Go through the listing below and gather every line with the word "React".

>> BEGIN Data block

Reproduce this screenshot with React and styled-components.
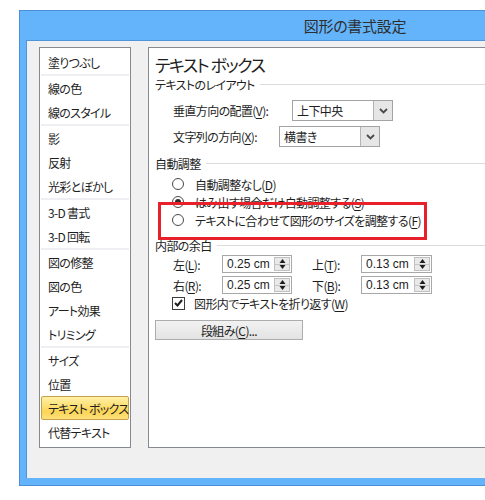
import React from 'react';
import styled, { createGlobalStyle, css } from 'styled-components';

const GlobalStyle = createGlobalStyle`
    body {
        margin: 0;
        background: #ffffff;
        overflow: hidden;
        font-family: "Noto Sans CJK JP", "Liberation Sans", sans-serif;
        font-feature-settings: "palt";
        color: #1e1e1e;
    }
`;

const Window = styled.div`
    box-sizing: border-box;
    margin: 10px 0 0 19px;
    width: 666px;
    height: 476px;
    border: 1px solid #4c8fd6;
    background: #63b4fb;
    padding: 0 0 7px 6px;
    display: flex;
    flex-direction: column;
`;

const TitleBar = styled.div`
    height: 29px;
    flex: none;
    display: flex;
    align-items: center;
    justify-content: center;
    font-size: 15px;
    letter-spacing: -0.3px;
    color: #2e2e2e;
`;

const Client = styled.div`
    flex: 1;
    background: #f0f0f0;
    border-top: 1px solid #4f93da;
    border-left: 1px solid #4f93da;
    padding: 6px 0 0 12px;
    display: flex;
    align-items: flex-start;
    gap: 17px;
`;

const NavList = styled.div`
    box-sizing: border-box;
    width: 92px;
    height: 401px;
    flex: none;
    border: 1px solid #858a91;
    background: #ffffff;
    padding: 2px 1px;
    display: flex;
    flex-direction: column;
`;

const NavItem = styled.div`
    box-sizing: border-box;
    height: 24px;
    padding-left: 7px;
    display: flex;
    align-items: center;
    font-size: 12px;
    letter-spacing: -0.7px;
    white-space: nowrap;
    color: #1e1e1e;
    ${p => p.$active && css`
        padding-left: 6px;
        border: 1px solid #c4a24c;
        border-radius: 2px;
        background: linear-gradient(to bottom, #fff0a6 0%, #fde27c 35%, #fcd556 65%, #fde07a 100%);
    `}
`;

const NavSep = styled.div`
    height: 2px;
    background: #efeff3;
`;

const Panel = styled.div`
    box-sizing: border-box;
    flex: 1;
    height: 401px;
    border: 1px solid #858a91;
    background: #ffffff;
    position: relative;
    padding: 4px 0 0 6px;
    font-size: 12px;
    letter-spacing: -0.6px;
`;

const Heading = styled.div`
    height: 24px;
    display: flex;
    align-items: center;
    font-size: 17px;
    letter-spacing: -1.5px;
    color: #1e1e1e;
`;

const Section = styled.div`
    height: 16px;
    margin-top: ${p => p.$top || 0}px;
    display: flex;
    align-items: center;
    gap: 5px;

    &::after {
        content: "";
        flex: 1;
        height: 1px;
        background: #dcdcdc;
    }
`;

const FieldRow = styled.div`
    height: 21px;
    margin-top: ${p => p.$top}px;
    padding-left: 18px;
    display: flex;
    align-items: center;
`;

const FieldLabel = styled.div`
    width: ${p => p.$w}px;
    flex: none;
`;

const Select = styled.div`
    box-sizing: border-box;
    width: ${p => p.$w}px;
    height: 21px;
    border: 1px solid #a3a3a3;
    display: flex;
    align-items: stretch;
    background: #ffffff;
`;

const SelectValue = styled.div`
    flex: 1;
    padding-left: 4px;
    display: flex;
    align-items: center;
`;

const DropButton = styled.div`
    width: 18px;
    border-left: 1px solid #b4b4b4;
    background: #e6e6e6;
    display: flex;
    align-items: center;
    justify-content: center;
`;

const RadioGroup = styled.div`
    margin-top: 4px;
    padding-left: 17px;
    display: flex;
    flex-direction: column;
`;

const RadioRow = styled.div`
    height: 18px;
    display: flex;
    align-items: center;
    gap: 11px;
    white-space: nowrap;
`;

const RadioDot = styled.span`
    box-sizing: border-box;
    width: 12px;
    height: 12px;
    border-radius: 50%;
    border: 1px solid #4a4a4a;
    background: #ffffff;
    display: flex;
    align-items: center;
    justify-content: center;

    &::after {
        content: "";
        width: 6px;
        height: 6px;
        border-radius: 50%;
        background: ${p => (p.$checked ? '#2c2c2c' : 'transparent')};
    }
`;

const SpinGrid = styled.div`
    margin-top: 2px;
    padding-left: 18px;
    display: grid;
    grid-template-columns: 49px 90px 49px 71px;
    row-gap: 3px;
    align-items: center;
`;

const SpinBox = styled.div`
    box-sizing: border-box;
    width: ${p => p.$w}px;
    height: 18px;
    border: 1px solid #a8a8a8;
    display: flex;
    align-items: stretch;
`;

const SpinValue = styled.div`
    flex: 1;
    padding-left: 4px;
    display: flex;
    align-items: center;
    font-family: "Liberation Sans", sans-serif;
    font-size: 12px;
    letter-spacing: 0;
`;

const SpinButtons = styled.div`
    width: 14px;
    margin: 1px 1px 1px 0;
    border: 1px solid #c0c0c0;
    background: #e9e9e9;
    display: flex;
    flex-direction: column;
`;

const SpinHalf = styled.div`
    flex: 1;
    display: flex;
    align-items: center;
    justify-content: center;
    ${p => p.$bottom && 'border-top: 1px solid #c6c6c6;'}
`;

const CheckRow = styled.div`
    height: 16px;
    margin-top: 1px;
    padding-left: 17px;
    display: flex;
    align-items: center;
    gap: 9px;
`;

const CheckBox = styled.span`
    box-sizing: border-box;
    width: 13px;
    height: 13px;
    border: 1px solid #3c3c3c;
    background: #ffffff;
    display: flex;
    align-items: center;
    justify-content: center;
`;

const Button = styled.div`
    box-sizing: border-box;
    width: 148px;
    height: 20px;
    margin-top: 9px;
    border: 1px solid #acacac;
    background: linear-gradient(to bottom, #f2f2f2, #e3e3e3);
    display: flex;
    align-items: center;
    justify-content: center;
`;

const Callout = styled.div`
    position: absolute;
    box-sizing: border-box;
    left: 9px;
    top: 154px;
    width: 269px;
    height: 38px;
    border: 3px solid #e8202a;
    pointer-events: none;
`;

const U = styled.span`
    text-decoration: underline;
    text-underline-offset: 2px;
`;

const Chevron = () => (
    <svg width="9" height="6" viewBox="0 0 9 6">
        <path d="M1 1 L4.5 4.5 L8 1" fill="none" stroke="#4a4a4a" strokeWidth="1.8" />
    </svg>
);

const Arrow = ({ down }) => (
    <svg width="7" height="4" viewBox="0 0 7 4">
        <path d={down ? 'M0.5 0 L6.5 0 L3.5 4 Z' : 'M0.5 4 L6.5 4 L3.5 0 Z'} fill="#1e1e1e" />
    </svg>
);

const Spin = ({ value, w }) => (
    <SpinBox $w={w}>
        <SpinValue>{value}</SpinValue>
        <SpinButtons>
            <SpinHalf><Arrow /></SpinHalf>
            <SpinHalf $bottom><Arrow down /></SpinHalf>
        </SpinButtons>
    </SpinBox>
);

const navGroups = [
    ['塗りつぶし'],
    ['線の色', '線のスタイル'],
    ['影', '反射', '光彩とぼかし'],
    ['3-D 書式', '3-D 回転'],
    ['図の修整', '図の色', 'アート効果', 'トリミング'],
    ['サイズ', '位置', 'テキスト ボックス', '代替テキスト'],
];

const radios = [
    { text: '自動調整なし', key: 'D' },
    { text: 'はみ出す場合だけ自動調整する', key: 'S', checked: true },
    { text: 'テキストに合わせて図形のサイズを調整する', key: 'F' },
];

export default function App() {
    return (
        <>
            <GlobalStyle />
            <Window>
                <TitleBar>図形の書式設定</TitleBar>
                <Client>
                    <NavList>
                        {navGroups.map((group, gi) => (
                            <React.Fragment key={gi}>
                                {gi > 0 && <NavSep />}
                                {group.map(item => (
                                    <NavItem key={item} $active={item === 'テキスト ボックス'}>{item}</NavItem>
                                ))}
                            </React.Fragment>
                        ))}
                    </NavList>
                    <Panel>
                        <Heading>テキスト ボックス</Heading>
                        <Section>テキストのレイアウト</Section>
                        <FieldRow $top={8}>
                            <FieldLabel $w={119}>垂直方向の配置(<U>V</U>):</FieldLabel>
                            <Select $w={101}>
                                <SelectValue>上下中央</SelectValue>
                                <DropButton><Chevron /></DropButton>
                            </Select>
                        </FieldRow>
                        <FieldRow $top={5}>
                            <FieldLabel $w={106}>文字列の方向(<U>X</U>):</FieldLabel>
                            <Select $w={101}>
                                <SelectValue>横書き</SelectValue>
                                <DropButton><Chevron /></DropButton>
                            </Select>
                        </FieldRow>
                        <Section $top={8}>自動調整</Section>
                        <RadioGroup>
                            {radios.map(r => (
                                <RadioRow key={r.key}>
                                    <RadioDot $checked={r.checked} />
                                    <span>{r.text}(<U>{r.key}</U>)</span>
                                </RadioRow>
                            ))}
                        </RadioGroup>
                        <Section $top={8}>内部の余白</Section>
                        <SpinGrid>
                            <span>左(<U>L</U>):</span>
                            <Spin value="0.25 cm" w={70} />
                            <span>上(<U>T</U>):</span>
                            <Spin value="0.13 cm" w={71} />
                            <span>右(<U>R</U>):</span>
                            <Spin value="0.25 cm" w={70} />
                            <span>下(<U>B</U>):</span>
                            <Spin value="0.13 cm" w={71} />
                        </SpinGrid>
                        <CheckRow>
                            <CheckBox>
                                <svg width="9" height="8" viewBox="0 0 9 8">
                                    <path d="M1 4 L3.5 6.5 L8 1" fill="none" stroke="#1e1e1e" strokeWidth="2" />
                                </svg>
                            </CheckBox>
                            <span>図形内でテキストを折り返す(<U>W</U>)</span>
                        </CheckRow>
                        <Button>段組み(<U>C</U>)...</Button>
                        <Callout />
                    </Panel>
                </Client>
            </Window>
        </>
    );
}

>> END Data block

#### Answer to the exercise
Reproduce this screenshot with React and styled-components.
import React from 'react';
                            <React.Fragment key={gi}>
                            </React.Fragment>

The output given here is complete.